▶ [What is asked]: From the records below, please print only the lines from the one containing "What React, TypeScript" through the one containing "import React from", both included. Skip the pictures.

***** Stored data *****

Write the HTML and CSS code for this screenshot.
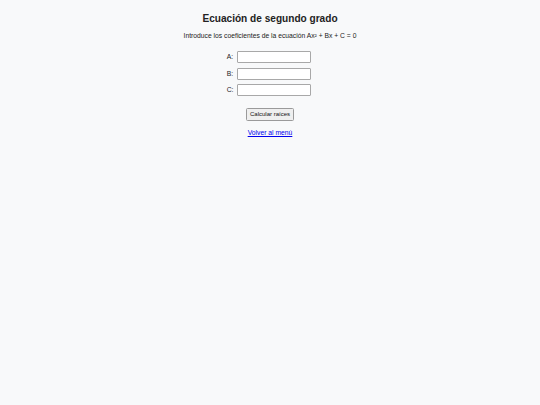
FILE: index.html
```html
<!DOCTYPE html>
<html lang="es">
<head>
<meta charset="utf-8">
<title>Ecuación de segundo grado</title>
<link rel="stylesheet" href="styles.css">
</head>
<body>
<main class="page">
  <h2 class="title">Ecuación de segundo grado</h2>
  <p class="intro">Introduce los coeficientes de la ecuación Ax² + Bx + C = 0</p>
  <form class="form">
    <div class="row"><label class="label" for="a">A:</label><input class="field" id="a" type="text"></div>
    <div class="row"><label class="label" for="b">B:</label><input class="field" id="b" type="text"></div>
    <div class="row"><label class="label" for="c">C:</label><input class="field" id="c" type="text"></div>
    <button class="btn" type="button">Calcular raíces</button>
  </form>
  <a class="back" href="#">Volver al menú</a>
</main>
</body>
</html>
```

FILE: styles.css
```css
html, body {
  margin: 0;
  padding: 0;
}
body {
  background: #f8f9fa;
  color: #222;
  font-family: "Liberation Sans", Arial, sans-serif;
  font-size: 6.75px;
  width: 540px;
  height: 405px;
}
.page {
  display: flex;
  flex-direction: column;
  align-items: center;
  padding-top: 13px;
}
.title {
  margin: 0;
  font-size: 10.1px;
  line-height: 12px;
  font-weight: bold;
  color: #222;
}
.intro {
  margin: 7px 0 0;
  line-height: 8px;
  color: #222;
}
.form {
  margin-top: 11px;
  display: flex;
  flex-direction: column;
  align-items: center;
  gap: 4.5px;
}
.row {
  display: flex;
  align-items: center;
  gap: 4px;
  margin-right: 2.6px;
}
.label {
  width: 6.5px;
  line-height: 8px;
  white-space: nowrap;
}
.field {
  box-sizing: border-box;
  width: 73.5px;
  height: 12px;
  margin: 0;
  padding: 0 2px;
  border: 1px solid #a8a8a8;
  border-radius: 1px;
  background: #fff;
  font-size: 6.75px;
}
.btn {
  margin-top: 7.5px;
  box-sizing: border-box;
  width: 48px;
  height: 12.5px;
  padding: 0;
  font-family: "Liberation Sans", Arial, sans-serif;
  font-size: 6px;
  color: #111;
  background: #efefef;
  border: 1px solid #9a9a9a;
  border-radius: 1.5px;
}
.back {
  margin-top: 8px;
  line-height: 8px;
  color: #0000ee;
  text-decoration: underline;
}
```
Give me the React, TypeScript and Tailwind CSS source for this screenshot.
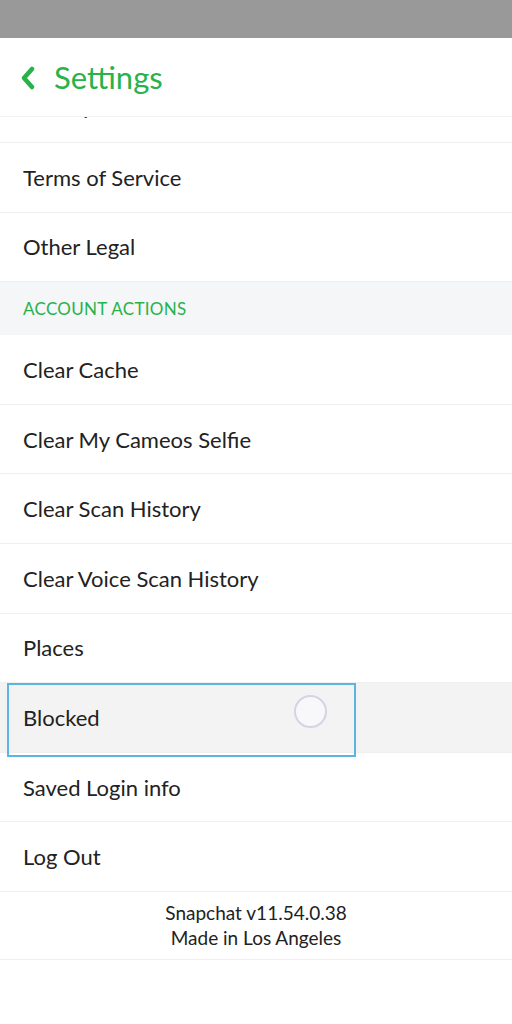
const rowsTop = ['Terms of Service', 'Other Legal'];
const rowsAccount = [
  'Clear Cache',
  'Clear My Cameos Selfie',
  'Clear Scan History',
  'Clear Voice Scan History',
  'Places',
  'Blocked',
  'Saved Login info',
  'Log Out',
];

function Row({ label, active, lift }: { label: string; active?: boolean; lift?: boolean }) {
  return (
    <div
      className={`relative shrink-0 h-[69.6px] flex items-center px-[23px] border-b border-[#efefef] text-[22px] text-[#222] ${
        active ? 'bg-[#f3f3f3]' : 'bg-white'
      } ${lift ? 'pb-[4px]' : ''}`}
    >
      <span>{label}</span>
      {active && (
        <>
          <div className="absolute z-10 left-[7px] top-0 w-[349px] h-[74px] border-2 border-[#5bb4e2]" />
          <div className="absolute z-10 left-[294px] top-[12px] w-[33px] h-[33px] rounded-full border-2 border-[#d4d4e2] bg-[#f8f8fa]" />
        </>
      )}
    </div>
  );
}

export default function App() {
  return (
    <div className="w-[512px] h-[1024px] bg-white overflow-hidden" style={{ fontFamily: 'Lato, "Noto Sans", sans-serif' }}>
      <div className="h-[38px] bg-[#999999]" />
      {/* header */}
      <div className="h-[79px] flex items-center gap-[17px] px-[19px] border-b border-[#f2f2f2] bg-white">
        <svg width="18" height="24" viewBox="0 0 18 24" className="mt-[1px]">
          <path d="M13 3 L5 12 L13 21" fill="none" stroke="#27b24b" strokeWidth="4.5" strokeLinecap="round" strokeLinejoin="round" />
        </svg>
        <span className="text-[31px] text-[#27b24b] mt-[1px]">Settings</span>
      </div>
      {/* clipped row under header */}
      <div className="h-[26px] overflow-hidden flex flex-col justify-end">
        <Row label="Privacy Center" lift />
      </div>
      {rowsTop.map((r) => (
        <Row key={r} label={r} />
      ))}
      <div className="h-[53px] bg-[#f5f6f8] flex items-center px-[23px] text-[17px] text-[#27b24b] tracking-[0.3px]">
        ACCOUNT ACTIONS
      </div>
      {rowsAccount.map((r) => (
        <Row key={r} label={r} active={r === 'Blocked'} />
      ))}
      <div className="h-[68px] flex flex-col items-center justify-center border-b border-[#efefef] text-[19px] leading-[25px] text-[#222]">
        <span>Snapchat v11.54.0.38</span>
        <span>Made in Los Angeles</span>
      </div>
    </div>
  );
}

*****
***** Stored data *****

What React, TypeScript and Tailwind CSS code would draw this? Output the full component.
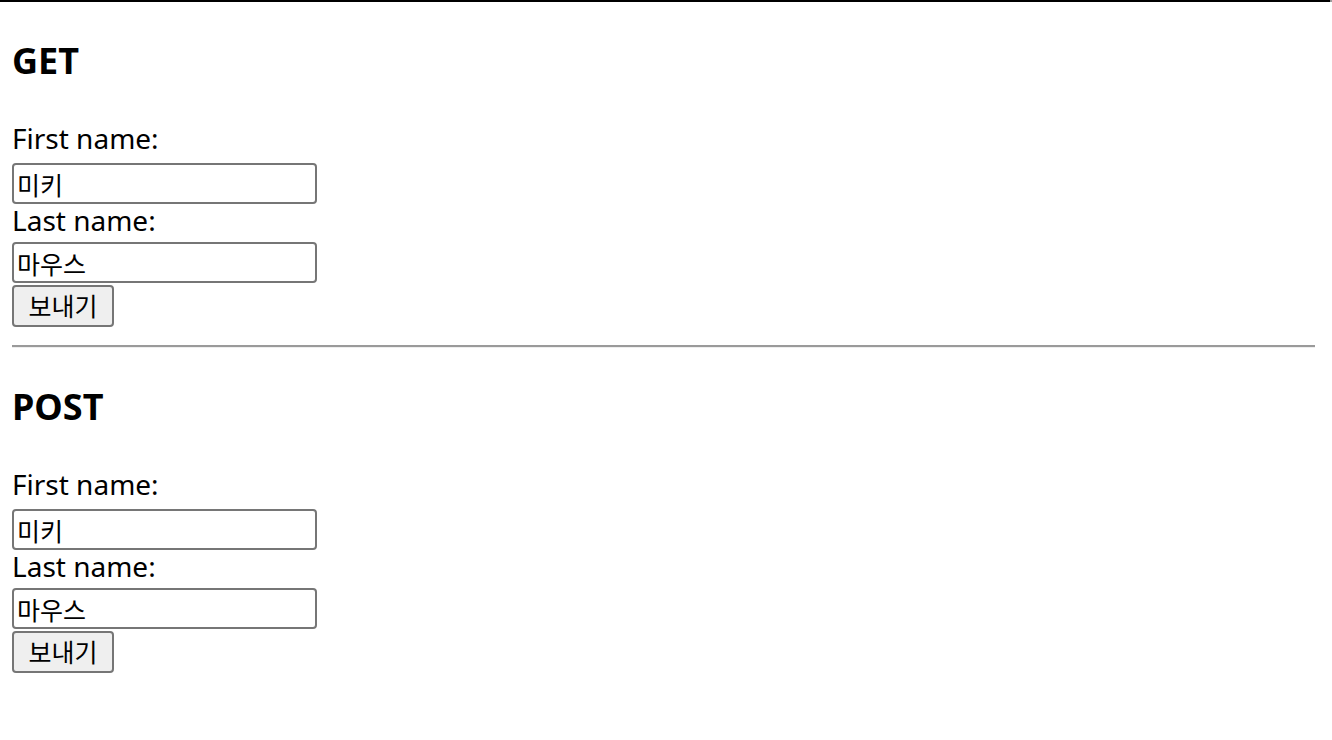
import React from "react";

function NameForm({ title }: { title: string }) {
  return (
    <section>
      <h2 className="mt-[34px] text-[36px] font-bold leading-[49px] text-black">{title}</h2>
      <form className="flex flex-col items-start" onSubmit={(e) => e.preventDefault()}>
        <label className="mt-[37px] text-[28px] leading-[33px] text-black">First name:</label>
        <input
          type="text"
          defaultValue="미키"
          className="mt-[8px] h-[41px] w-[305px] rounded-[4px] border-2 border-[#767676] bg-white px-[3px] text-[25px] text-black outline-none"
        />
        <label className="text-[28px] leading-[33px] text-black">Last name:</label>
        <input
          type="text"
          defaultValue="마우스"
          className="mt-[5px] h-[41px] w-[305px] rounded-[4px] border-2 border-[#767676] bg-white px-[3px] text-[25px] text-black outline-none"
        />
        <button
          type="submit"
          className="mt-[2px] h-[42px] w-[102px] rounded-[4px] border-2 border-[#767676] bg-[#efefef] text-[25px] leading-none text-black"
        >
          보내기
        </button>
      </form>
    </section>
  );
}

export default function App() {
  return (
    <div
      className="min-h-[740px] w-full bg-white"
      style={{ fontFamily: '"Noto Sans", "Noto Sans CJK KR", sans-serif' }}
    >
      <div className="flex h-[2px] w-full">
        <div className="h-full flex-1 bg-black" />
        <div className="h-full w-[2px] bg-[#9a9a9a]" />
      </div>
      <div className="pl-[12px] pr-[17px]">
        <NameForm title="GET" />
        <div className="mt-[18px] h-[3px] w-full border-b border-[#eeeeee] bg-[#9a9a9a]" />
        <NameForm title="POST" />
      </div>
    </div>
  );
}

*****

▶ [The completed task]:
What React, TypeScript and Tailwind CSS code would draw this? Output the full component.
import React from "react";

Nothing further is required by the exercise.